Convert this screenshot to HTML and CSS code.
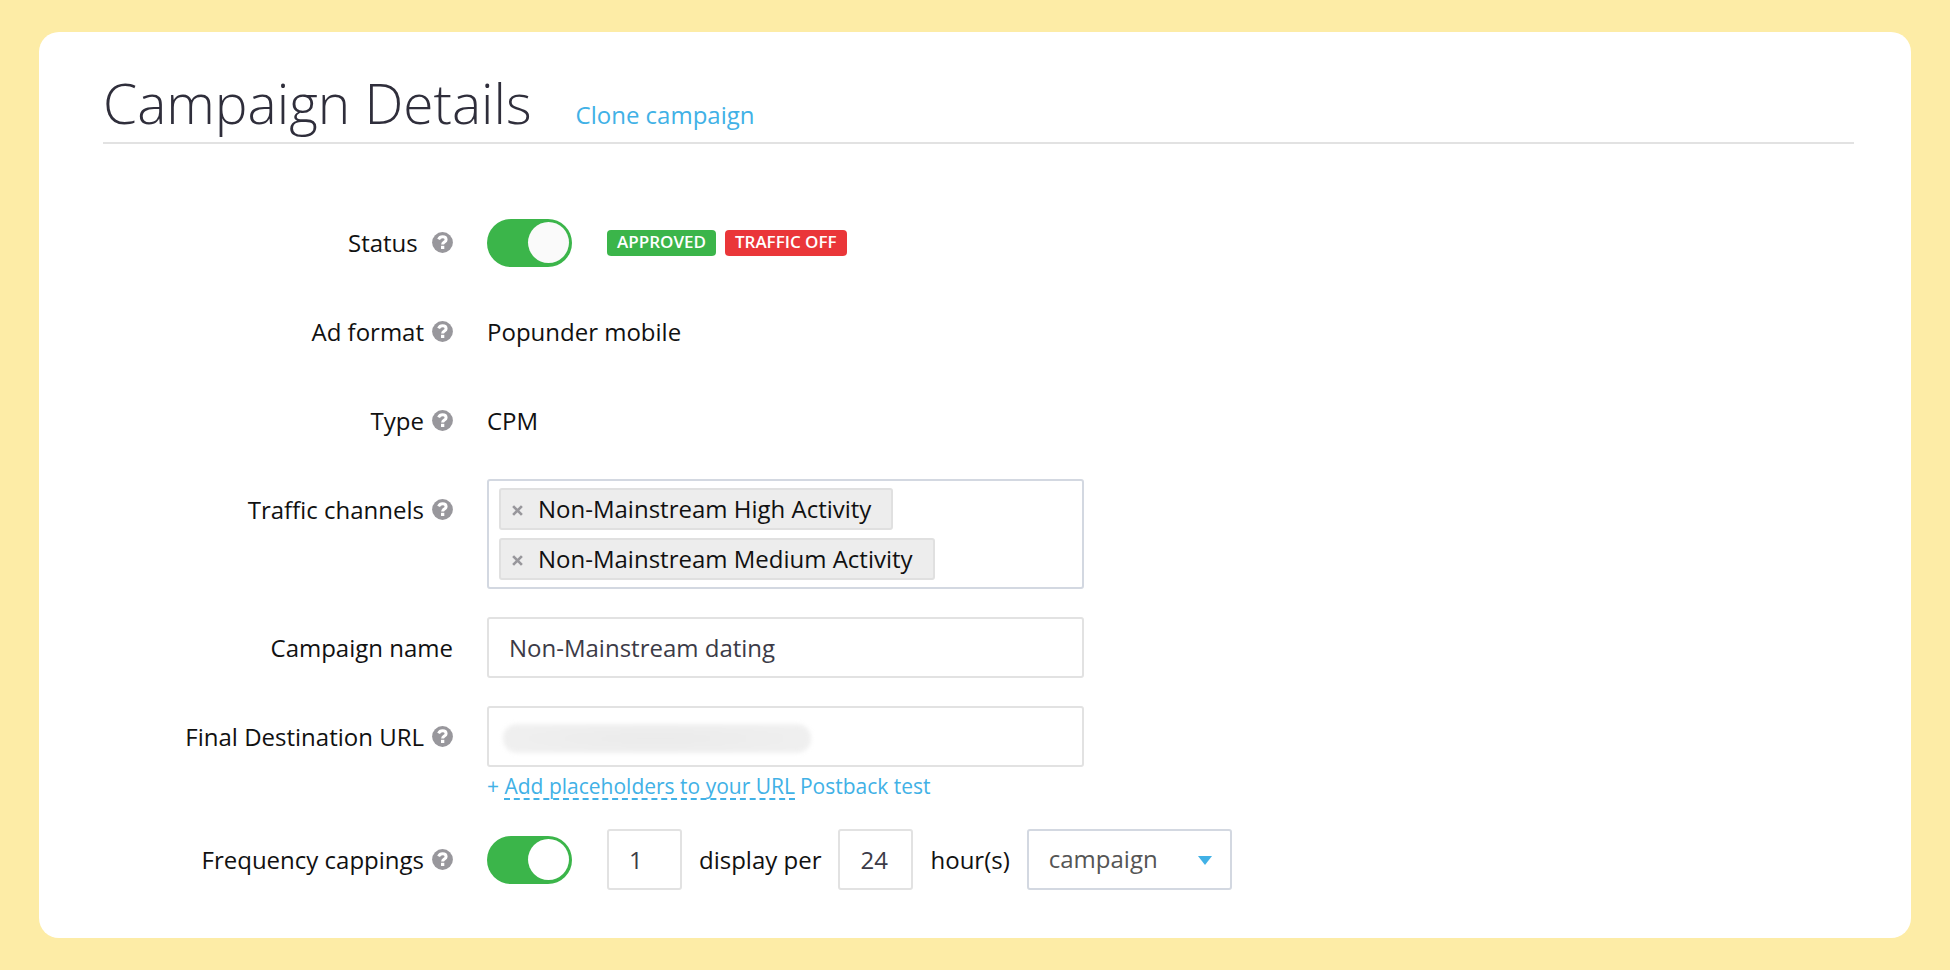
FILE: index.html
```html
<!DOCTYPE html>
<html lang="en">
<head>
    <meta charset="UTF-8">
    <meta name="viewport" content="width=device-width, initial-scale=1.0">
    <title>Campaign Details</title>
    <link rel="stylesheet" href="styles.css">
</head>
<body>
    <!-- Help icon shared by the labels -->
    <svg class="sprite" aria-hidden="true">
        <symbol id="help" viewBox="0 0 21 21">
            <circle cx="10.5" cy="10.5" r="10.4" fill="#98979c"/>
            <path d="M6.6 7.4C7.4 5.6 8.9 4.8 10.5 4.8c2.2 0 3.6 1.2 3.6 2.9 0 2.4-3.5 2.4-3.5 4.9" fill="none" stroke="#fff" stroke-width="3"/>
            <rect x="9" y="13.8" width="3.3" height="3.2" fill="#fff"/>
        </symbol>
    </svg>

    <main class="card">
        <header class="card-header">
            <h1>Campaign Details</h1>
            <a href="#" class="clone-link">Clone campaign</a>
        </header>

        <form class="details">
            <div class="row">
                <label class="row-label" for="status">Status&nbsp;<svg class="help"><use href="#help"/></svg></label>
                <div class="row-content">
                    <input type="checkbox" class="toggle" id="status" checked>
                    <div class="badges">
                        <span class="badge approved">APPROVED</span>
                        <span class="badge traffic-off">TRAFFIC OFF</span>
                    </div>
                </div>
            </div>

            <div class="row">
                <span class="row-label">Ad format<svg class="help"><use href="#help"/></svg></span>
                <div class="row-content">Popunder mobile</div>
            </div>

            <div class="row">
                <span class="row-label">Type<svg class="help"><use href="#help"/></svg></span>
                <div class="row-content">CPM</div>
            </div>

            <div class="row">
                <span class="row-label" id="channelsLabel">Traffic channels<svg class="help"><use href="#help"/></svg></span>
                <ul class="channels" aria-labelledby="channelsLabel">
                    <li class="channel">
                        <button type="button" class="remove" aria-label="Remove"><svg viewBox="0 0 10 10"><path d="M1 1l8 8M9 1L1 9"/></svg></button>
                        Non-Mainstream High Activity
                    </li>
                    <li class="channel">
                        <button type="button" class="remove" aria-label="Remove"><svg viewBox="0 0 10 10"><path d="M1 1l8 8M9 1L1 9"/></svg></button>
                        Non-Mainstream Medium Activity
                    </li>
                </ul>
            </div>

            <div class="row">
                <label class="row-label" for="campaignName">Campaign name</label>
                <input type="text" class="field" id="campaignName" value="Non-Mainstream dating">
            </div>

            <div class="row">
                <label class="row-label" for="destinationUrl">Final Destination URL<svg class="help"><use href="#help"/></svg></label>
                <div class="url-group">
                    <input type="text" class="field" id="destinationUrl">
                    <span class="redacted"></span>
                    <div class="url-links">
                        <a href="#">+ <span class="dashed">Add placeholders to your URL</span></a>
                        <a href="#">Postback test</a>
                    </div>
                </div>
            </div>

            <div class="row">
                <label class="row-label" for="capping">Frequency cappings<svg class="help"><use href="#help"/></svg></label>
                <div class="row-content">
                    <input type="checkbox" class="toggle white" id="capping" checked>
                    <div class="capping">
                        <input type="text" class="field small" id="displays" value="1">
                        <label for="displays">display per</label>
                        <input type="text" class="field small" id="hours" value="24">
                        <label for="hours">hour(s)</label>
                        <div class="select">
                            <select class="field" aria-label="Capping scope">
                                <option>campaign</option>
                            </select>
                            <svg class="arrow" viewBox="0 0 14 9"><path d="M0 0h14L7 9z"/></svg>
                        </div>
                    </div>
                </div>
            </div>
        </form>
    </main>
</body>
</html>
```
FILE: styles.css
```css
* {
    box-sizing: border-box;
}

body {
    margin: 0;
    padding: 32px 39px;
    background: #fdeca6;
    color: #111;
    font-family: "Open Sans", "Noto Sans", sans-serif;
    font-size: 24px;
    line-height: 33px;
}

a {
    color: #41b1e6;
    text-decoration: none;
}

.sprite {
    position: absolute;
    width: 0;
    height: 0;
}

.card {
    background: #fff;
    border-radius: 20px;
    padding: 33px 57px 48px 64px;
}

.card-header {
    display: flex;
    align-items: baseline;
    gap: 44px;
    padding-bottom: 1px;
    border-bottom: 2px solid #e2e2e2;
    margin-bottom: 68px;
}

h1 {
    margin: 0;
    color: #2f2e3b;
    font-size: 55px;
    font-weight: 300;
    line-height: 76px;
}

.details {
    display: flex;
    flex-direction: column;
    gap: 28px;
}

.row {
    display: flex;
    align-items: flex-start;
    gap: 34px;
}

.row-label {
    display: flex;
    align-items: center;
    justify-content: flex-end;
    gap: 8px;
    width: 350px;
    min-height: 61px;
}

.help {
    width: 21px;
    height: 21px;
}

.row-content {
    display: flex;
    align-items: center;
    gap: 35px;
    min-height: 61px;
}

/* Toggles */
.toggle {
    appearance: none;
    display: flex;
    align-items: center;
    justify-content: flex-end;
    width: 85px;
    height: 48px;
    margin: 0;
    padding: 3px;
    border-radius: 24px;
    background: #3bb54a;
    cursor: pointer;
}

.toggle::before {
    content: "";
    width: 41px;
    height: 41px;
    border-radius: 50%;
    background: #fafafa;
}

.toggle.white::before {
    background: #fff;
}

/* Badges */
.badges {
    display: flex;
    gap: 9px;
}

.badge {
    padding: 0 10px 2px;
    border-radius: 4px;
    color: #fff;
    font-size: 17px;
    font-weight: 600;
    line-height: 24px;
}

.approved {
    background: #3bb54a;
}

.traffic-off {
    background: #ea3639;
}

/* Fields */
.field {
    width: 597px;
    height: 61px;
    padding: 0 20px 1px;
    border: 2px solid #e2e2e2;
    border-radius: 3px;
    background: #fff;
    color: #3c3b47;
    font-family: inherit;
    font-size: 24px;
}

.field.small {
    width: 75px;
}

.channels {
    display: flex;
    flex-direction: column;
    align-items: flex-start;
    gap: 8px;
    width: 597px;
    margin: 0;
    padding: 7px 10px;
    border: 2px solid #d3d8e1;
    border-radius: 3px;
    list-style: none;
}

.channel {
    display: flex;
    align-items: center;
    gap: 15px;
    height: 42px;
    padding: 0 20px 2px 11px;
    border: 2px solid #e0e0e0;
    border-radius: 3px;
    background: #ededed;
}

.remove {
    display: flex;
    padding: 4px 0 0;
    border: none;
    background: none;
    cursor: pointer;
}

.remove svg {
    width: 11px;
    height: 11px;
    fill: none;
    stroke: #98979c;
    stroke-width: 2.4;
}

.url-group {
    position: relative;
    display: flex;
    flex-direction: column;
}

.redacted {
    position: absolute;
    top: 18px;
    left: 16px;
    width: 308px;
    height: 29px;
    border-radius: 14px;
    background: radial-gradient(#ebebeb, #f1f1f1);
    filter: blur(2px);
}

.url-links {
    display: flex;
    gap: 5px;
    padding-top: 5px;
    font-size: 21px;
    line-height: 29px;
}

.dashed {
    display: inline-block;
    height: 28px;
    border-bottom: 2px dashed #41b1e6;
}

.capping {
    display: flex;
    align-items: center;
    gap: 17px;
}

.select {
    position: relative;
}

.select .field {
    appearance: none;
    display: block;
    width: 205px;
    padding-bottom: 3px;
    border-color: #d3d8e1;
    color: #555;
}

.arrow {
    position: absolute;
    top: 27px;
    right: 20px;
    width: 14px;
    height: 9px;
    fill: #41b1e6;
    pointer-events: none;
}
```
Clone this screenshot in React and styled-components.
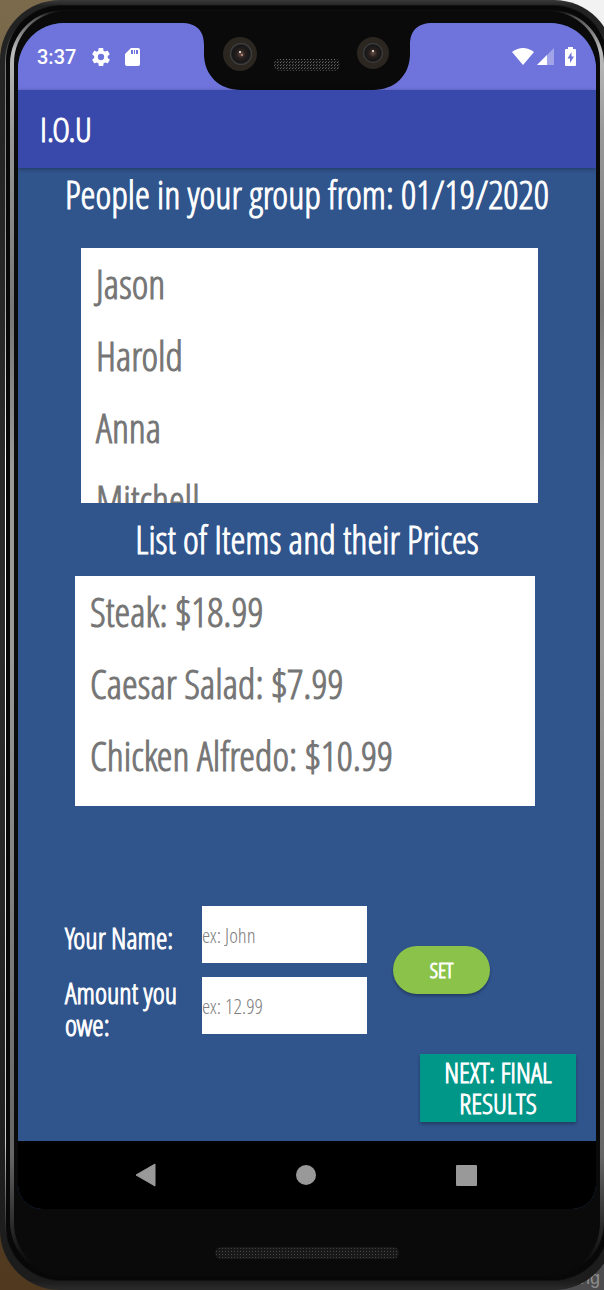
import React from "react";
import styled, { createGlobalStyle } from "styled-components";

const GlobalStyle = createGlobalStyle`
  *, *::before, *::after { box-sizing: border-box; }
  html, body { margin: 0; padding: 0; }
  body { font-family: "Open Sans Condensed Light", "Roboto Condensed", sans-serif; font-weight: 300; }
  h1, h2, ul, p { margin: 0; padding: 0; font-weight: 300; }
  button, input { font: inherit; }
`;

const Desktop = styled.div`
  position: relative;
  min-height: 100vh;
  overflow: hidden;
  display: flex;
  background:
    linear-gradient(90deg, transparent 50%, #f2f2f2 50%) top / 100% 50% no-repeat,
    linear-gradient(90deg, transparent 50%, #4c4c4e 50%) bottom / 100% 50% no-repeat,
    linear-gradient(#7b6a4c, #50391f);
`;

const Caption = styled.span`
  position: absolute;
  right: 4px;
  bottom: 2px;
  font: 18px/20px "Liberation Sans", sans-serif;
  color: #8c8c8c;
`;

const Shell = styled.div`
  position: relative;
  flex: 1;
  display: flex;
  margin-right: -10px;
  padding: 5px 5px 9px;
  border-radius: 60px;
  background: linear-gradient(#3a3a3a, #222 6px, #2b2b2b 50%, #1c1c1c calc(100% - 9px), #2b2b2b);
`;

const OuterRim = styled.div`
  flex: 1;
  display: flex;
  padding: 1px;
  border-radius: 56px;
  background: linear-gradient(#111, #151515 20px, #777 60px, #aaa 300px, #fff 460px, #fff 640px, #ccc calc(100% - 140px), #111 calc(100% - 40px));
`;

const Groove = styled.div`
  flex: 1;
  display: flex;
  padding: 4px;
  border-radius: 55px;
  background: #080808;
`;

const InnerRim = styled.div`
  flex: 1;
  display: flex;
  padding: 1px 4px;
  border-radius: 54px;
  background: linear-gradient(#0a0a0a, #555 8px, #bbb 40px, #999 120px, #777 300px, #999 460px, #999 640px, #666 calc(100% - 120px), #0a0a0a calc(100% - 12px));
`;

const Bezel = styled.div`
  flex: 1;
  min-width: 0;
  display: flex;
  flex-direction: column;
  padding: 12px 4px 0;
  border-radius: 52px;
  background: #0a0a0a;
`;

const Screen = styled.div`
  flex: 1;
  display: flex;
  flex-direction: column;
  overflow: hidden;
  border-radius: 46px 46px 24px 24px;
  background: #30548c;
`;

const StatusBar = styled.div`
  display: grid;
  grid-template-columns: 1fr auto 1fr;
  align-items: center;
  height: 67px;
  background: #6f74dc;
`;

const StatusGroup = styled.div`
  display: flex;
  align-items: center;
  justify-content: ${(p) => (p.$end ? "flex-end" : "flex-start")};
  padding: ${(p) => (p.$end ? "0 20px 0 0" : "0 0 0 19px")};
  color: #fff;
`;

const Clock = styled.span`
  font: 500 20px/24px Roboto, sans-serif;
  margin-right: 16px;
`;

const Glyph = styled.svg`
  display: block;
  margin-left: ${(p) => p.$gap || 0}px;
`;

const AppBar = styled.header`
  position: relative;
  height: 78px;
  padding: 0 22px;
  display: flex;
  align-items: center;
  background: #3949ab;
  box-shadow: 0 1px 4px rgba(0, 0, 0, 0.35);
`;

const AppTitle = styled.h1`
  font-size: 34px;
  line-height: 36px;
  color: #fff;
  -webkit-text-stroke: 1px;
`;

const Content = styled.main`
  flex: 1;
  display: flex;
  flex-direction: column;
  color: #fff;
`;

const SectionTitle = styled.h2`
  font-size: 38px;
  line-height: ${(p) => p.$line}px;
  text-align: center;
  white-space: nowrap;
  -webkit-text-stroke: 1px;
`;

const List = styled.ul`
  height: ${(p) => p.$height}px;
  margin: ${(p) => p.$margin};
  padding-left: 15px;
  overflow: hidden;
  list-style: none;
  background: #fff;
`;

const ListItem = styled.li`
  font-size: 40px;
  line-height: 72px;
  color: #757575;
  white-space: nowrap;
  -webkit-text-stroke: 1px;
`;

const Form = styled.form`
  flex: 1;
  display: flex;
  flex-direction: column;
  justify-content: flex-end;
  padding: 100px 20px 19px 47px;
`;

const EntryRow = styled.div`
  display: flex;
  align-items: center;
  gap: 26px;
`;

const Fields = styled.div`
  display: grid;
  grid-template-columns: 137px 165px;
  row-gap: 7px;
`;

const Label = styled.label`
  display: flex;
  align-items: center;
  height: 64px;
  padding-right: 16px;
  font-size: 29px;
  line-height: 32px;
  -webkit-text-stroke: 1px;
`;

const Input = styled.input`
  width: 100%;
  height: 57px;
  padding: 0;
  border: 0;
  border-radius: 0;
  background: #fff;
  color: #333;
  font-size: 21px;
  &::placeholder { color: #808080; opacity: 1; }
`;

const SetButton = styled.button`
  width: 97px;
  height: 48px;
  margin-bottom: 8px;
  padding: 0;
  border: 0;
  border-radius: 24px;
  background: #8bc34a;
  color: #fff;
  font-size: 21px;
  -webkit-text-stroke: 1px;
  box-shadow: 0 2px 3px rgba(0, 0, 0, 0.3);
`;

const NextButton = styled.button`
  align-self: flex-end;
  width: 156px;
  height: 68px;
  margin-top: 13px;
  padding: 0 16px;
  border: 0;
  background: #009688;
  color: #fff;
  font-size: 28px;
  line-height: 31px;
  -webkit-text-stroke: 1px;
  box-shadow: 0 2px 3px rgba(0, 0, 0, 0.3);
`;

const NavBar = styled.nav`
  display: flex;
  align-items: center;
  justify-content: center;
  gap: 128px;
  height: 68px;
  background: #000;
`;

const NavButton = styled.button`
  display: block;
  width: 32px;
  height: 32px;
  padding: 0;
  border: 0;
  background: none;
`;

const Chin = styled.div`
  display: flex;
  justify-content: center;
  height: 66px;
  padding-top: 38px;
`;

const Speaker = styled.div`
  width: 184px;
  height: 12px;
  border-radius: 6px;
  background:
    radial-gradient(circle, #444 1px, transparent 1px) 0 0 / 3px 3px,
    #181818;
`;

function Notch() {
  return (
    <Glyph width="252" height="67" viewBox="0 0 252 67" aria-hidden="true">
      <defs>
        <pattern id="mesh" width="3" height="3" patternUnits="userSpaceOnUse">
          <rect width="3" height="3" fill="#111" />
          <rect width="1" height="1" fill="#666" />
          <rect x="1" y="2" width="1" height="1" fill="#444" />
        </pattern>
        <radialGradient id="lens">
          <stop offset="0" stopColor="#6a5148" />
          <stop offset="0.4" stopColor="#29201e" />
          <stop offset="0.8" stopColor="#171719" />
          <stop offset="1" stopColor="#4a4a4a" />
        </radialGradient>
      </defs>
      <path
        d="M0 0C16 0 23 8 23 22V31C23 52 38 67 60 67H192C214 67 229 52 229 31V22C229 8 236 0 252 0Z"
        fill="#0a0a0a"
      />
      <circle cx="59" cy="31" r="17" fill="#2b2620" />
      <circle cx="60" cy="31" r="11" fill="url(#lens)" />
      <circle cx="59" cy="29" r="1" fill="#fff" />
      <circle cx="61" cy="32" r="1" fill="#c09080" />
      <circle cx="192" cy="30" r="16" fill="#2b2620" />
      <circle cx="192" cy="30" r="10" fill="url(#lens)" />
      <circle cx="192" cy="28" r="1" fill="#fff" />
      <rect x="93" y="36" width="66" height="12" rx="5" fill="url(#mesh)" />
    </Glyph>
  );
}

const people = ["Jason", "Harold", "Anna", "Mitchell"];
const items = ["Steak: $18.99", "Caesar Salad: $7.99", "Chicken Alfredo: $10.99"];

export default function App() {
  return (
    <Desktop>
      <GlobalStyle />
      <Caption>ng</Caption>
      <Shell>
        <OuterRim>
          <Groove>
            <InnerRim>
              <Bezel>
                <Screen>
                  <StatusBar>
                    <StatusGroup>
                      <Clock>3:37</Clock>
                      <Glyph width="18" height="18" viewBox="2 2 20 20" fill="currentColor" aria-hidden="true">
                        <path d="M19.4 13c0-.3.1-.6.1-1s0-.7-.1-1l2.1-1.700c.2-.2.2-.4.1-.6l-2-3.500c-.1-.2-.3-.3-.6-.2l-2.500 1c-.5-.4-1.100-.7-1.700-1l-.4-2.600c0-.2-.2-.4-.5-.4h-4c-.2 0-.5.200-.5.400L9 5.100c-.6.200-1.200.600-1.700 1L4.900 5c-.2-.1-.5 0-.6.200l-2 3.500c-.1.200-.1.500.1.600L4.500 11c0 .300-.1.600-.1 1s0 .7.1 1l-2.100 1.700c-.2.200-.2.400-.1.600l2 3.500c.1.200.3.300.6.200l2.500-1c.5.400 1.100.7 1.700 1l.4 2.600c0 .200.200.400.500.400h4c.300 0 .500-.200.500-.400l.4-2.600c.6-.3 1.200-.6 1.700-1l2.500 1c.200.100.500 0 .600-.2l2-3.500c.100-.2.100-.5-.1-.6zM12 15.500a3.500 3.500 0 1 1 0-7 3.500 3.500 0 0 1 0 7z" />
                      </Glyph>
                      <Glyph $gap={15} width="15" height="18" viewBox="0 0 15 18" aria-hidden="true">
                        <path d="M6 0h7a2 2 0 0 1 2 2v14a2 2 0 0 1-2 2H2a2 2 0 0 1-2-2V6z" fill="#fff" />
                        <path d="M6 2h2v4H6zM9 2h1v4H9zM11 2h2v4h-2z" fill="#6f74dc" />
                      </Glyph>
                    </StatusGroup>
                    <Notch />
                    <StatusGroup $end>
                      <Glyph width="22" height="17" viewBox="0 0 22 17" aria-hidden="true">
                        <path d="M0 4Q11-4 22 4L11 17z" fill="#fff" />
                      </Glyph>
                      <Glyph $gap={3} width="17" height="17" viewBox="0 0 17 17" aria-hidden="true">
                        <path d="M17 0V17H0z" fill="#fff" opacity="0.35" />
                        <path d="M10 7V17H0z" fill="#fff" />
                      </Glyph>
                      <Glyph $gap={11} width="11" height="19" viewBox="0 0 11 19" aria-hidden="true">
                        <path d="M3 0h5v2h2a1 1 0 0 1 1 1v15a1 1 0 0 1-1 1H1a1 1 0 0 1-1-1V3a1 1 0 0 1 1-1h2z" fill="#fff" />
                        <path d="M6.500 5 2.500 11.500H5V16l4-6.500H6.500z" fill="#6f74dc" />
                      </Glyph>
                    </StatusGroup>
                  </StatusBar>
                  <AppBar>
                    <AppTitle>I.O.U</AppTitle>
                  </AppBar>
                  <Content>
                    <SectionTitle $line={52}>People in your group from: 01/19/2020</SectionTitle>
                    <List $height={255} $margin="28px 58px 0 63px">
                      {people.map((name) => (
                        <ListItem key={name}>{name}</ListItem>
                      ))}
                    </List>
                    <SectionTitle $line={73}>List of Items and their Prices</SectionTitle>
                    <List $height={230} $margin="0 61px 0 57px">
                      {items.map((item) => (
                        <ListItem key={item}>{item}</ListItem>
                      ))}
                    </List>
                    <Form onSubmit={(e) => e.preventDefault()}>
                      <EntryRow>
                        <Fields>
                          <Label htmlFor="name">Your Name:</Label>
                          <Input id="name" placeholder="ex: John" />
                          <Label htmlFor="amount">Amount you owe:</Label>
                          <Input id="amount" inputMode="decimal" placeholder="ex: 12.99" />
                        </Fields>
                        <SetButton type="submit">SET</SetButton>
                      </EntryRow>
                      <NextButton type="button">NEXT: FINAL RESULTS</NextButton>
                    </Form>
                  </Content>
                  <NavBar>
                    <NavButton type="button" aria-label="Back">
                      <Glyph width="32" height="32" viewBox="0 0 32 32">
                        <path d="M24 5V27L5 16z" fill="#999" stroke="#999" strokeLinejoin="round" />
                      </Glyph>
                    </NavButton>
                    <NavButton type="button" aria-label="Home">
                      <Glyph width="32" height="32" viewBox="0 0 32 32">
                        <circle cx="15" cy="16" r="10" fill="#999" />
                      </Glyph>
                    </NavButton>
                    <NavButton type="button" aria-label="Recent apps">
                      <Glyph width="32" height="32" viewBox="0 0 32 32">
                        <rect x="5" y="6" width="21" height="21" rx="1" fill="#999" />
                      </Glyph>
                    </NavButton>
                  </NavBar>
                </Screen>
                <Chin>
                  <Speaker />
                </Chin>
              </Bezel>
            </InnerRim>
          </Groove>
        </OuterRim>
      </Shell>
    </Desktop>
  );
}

-=-=-=-=-

▶ **Problem description**:
Scan the material and collect every line that contains "this".

▶ **Completed task**:
Convert this screenshot to HTML and CSS code.
Clone this screenshot in React and styled-components.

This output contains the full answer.